The news after the IPO all said that Zynga “flopped.” They stated that the fact that the stock did not go up on the first day was a bad sign for Zynga.

This was a phenomenon that is also taught at business school. At Wharton, it was drilled into us that stocks should go up when they IPO. This was especially important in the tech bubble, which occurred when I was a student there.

I never subscribed to that ideology. It seemed like a bad deal for the company. Back in the tech bubble, some IPOs would climb over 50% in one day. What a huge opportunity cost to the company. They could have sold their shares for 50% more on the open market but chose not to. Where is the wisdom in that?

Commentators would have you believe that a stock that spikes on the first day creates “momentum” and “mojo.” Hogwash. Do you remember how much Wal-Mart went up or down on it’s first day of trading? What about Microsoft or McDonalds? No one remembers because it is completely irrelevant – no more important than how much the stock went up or down on any other day during the year.

It’s time to stop gauging a stock by it’s IPO performance

Any analyst would tell you, measuring any stock by it’s performance on one day would be ludicrous. So why do we put so much emphasis on IPO price? It’s time to stop.

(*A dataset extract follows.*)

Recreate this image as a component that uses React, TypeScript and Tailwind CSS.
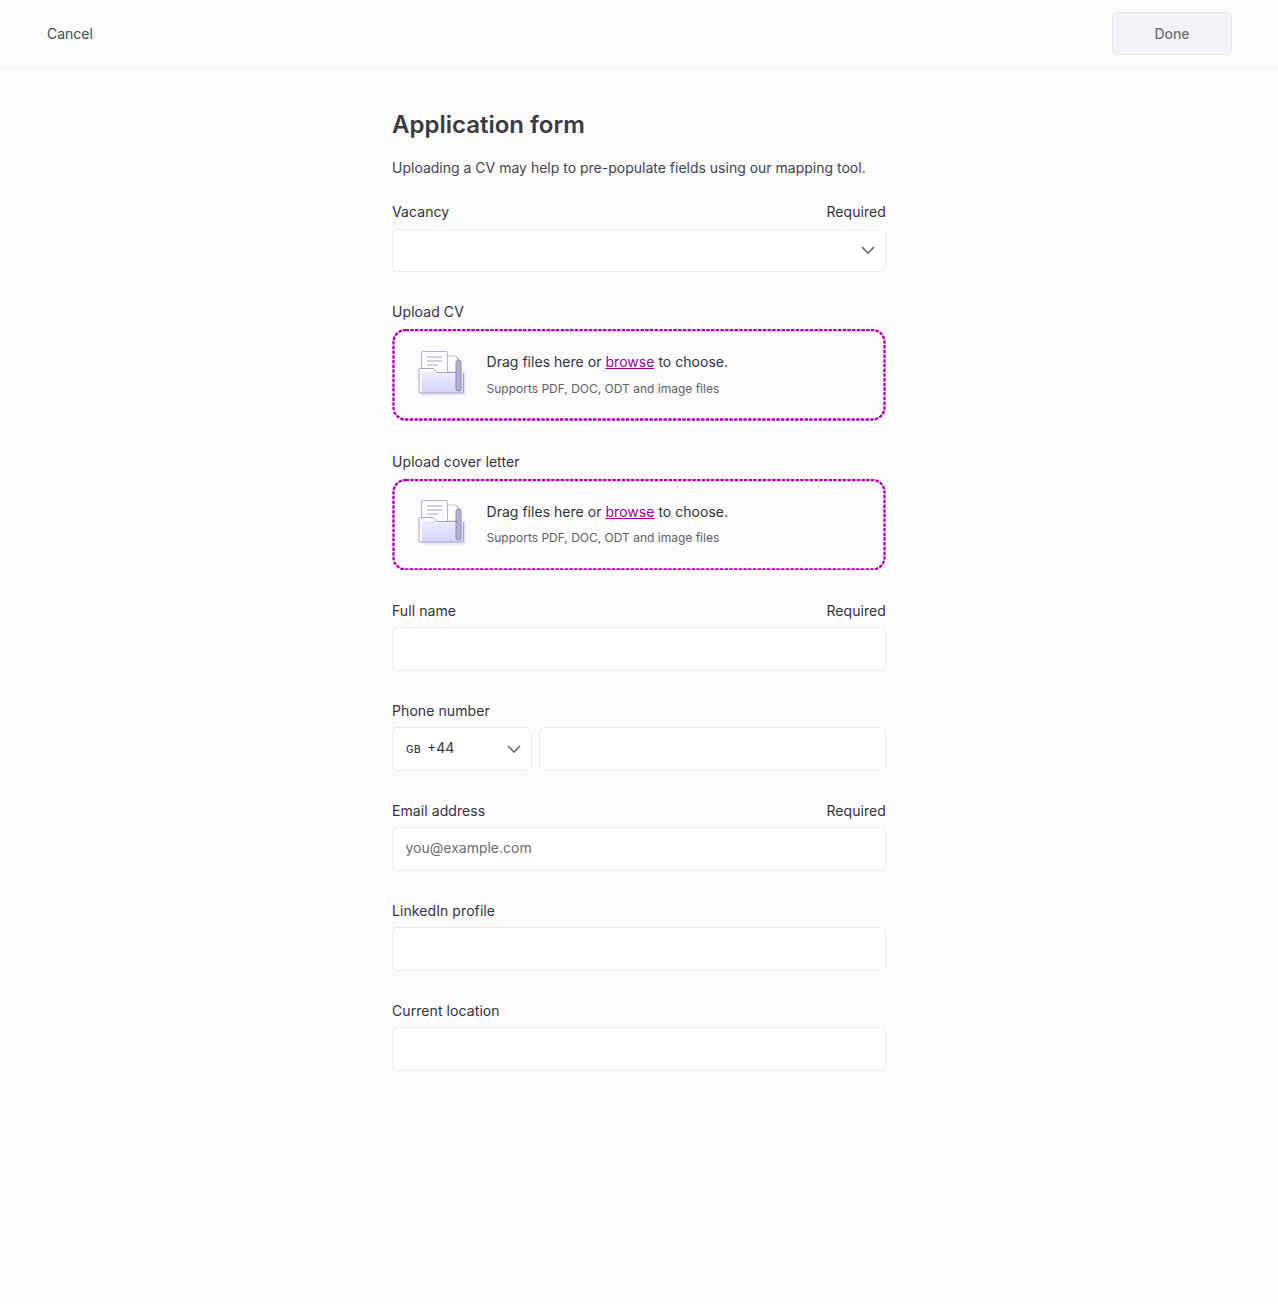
const Chevron = ({ className }: { className: string }) => (
  <svg className={className} viewBox="0 0 14 8" fill="none" stroke="#5f5f73" strokeWidth="1.5">
    <path d="M1 1l6 6 6-6" />
  </svg>
);

const FolderIcon = ({ id }: { id: string }) => (
  <svg className="w-[50px] h-[48px] shrink-0" viewBox="0 1 50 48" fill="none">
    <defs>
      <linearGradient id={id} x1="0" y1="0" x2="0" y2="1">
        <stop offset="0" stopColor="#eeeefe" />
        <stop offset="1" stopColor="#d2d2fa" />
      </linearGradient>
    </defs>
    {/* back page */}
    <path d="M29 6h8.500l2 2.500V22H29z" fill="#fff" stroke="#c6c6d4" />
    {/* front page */}
    <rect x="3.500" y="1.500" width="26" height="22" rx="1" fill="#fcfcfe" stroke="#b4b4c6" />
    <path d="M9 7h15M9 11h15M9 15h11" stroke="#a6a6ba" />
    {/* folder */}
    <path d="M1 20a1.500 1.500 0 0 1 1.500-1.500h13l3.500 4h26.500V42a1 1 0 0 1-1 1H2a1 1 0 0 1-1-1z" fill="#fbfbff" />
    <rect x="4" y="22" width="44" height="23.500" fill="#e8e8fc" />
    <path d="M4 22h14l1 1h27v20H4z" fill={`url(#${id})`} />
    <path d="M1 20a1.500 1.500 0 0 1 1.500-1.500h13l3.500 4h19M45.500 23v19a1 1 0 0 1-1 1H2a1 1 0 0 1-1-1V20" stroke="#a4a4ba" />
    {/* spine */}
    <path d="M37.500 6.500l5 4.500" stroke="#a4a4ba" />
    <rect x="38" y="10" width="5" height="31" rx="2.500" fill="#b1b1d6" stroke="#8e8eae" />
  </svg>
);

const Field = ({
  label,
  required,
  children,
}: {
  label: string;
  required?: boolean;
  children: React.ReactNode;
}) => (
  <div className="mb-[27.5px]">
    <div className="flex justify-between items-center h-6 mb-[5px] text-[14px] tracking-[0.08px] text-[#33333d]">
      <span>{label}</span>
      {required && <span>Required</span>}
    </div>
    {children}
  </div>
);

const inputClass =
  "w-full h-[43.5px] px-[12.5px] pb-[3px] bg-white border border-[#ebebf0] rounded-md text-[14px] text-[#33333d] placeholder:text-[#6b6b76] outline-none";

const Dropzone = ({ id }: { id: string }) => (
  <div className="pt-[0.8px] pb-[0.6px]">
    <div className="relative h-[91.5px] rounded-xl flex items-center gap-[18.5px] pl-[26px] pb-[1.1px]">
      <svg className="absolute inset-0 w-full h-full" fill="none">
        <rect
          x="1.500"
          y="1"
          width="491"
          height="89.500"
          rx="12"
          stroke="#b400b4"
          strokeWidth="2.300"
          strokeDasharray="3.500 1.200"
        />
      </svg>
      <FolderIcon id={id} />
      <div>
        <p className="text-[14px] leading-6 tracking-[0.03px] text-[#33333d]">
          Drag files here or{" "}
          <a href="#" className="underline text-[#990099]">
            browse
          </a>{" "}
          to choose.
        </p>
        <p className="mt-[4.7px] text-[12px] leading-5 text-[#5f5f6b]">
          Supports PDF, DOC, ODT and image files
        </p>
      </div>
    </div>
  </div>
);

export default function App() {
  return (
    <div className="min-h-[1304px] bg-[#fbfbfb] font-['Inter',sans-serif]">
      <header className="h-[68px] flex items-center justify-between pl-[47px] pr-[46px] border-b border-[#f2f2f4]">
        <button className="text-[14px] text-[#4a4a4a]">Cancel</button>
        <button className="w-[120px] h-[43px] bg-[#f4f3f8] border border-[#e9e9ee] rounded-md text-[14px] font-medium text-[#71717f]">
          Done
        </button>
      </header>
      <main className="w-[494px] mx-auto pt-[41px]">
        <h1 className="text-[24px] leading-8 font-semibold text-[#3a3a40]">Application form</h1>
        <p className="mt-[15px] mb-[19.65px] text-[14px] leading-6 text-[#44444c]">
          Uploading a CV may help to pre-populate fields using our mapping tool.
        </p>
        <Field label="Vacancy" required>
          <div className="relative">
            <input className={inputClass} />
            <Chevron className="absolute right-[11px] top-[17px] w-[14px] h-[8px]" />
          </div>
        </Field>
        <Field label="Upload CV">
          <Dropzone id="folder-cv" />
        </Field>
        <Field label="Upload cover letter">
          <Dropzone id="folder-letter" />
        </Field>
        <Field label="Full name" required>
          <input className={inputClass} />
        </Field>
        <Field label="Phone number">
          <div className="flex gap-[7px]">
            <div className="relative w-[140px] h-[43.5px] shrink-0 bg-white border border-[#ebebf0] rounded-md flex items-center pl-[13px] text-[#33333d]">
              <span className="text-[10px] font-medium tracking-[0.5px] w-[21px] mt-[1px]">GB</span>
              <span className="text-[14px] pb-[3px]">+44</span>
              <Chevron className="absolute right-[10px] top-[17px] w-[14px] h-[8px]" />
            </div>
            <input className={inputClass} />
          </div>
        </Field>
        <Field label="Email address" required>
          <input className={inputClass} placeholder="you@example.com" />
        </Field>
        <Field label="LinkedIn profile">
          <input className={inputClass} />
        </Field>
        <Field label="Current location">
          <input className={inputClass} />
        </Field>
      </main>
    </div>
  );
}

The only thing we should gauge by the IPO performance is the capabilities of the management. If the price ends up at or below the IPO price on day 1 of trading, it was a success. And for Zynga, I give Mark Pincus, the CEO, two thumbs up. He successfully sold a $9.50 stock for $10, profiting $50 M in the process. He got exactly what he wanted, and the investors were the suckers, not him.